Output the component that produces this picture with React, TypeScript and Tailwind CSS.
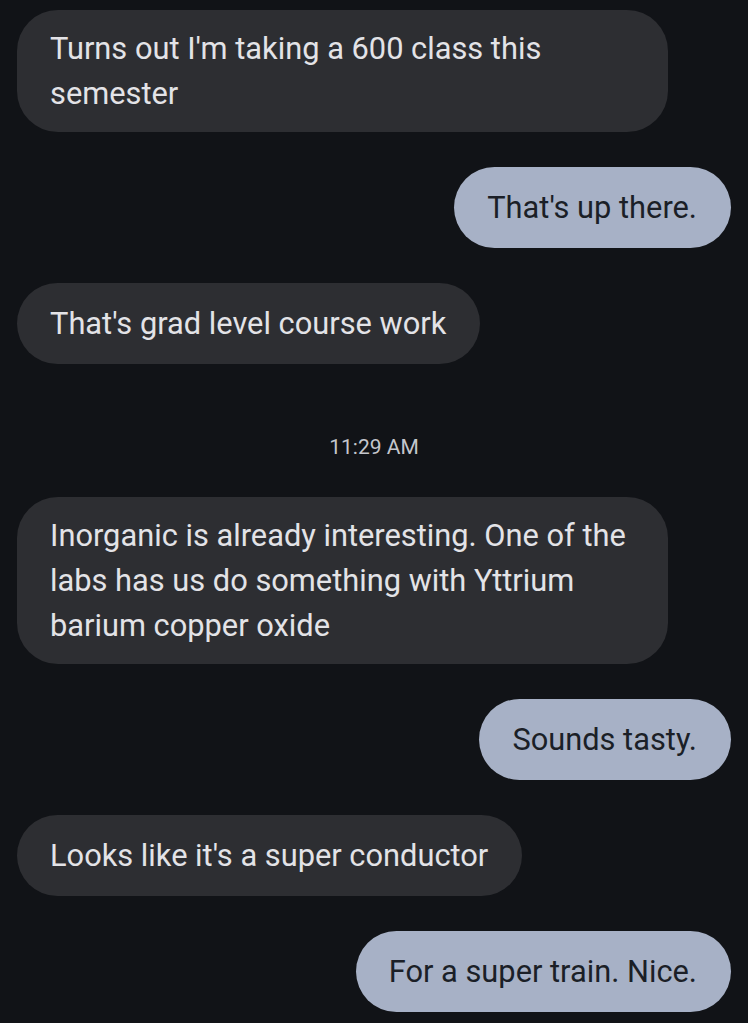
import React from "react";

type Msg = { kind: "in" | "out" | "time"; text: string };

const msgs: Msg[] = [
  { kind: "in", text: "Turns out I'm taking a 600 class this semester" },
  { kind: "out", text: "That's up there." },
  { kind: "in", text: "That's grad level course work" },
  { kind: "time", text: "11:29 AM" },
  { kind: "in", text: "Inorganic is already interesting. One of the labs has us do something with Yttrium barium copper oxide" },
  { kind: "out", text: "Sounds tasty." },
  { kind: "in", text: "Looks like it's a super conductor" },
  { kind: "out", text: "For a super train. Nice." },
];

export default function App() {
  return (
    <div
      className="min-h-[1023px] w-[748px] bg-[#111317] pt-[10px] px-[17px] flex flex-col"
      style={{ fontFamily: "Roboto, 'Noto Sans', sans-serif" }}
    >
      {msgs.map((m, i) => {
        if (m.kind === "time") {
          return (
            <div key={i} className="mt-[71px] mb-[38px] h-[24px] leading-[24px] text-center text-[#c4c6cc] text-[21px]">
              {m.text}
            </div>
          );
        }
        const isIn = m.kind === "in";
        return (
          <div key={i} className={`flex ${isIn ? "justify-start" : "justify-end"} ${i > 0 && msgs[i - 1].kind !== "time" ? "mt-[35px]" : ""}`}>
            <div
              className={`max-w-[651px] min-h-[81px] flex items-center rounded-[41px] pl-[33px] pr-[34px] py-[16px] text-[30.8px] leading-[45px] ${
                isIn ? "bg-[#2d2e32] text-[#e3e3e7]" : "bg-[#a7b1c6] text-[#1b1f27]"
              }`}
            >
              {m.text}
            </div>
          </div>
        );
      })}
    </div>
  );
}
------------------------------------------------------------
Exercise prompt: Repeat the material above in full and exactly, apart from the pictures.

Problem solution:
Output the component that produces this picture with React, TypeScript and Tailwind CSS.
import React from "react";

type Msg = { kind: "in" | "out" | "time"; text: string };

const msgs: Msg[] = [
  { kind: "in", text: "Turns out I'm taking a 600 class this semester" },
  { kind: "out", text: "That's up there." },
  { kind: "in", text: "That's grad level course work" },
  { kind: "time", text: "11:29 AM" },
  { kind: "in", text: "Inorganic is already interesting. One of the labs has us do something with Yttrium barium copper oxide" },
  { kind: "out", text: "Sounds tasty." },
  { kind: "in", text: "Looks like it's a super conductor" },
  { kind: "out", text: "For a super train. Nice." },
];

export default function App() {
  return (
    <div
      className="min-h-[1023px] w-[748px] bg-[#111317] pt-[10px] px-[17px] flex flex-col"
      style={{ fontFamily: "Roboto, 'Noto Sans', sans-serif" }}
    >
      {msgs.map((m, i) => {
        if (m.kind === "time") {
          return (
            <div key={i} className="mt-[71px] mb-[38px] h-[24px] leading-[24px] text-center text-[#c4c6cc] text-[21px]">
              {m.text}
            </div>
          );
        }
        const isIn = m.kind === "in";
        return (
          <div key={i} className={`flex ${isIn ? "justify-start" : "justify-end"} ${i > 0 && msgs[i - 1].kind !== "time" ? "mt-[35px]" : ""}`}>
            <div
              className={`max-w-[651px] min-h-[81px] flex items-center rounded-[41px] pl-[33px] pr-[34px] py-[16px] text-[30.8px] leading-[45px] ${
                isIn ? "bg-[#2d2e32] text-[#e3e3e7]" : "bg-[#a7b1c6] text-[#1b1f27]"
              }`}
            >
              {m.text}
            </div>
          </div>
        );
      })}
    </div>
  );
}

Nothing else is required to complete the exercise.